UK's benchmark FTSE 100 closed down by 1.2 percent, the pan-European FTSEurofirst 300 ended the day down by 0.27 percent, Germany's Dax ended down by 1 percent, France’s CAC finished the day down by 1.1 percent.
U.S. stocks dropped on Friday, giving the S&P 500 its worst day since June, as investors grew nervous following a nuclear test by North Korea and comments by Federal Reserve officials that hinted at a U.S. interest rate hike.
Dow Jones closed down by 2.13 percent, S&P 500 ended down by 2.44 percent, Nasdaq finished the day down by 2.52 percent.
Treasuries Recap
U.S. Treasury yields rose on Friday, with long-dated maturities reaching more than two-month highs, in line with Japanese government bonds, after reports suggested the Bank of Japan is considering measures to cut short- to medium-term yields, while lifting those of long-term debt.
In late New York trading, benchmark 10-year Treasury notes were down 16/32 in price to yield 1.673 percent, compared with 1.616 percent late on Thursday. Yields rose as high as 1.678 percent, an 11-week high.
The 30-year Treasury bond fell more than a point in price to yield 2.392 percent, compared with 2.322 percent on Thursday.
Commodities Recap
Oil prices fell 4 percent on Friday, paring most of the previous session's rise as traders noted that a tropical storm was behind this week's unexpected slump in U.S. crude inventories.
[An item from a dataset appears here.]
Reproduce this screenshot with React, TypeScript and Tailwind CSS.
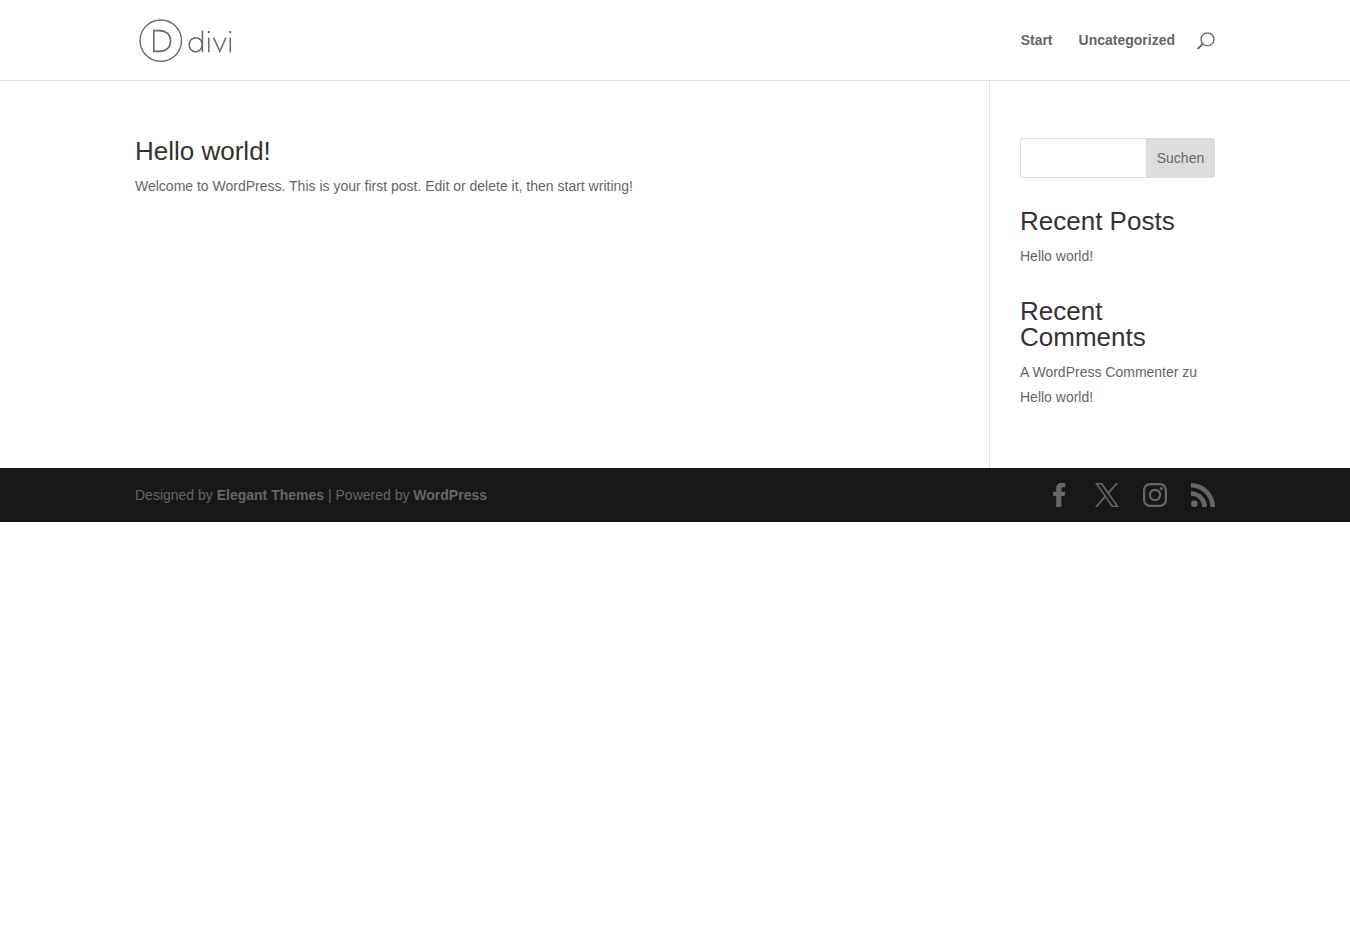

Brent crude settled down $1.98 at $48.01 a barrel after rising above $50 for the first time in two weeks on Thursday. U.S. crude was down $1.74 at $45.88.
Gold prices fell again on Friday as hawkish comments on U.S. interest rates from a top Federal Reserve official helped lift the U.S. dollar, and as buyers continued to cash in on this week's price rally.
Spot gold was down 0.67 percent at $1,329.02 per ounce by 2:18 p.m. EDT (1818 GMT), while U.S. gold futures for December delivery settled down $7.1, or 0.53 percent, at $1,334.5 per ounce.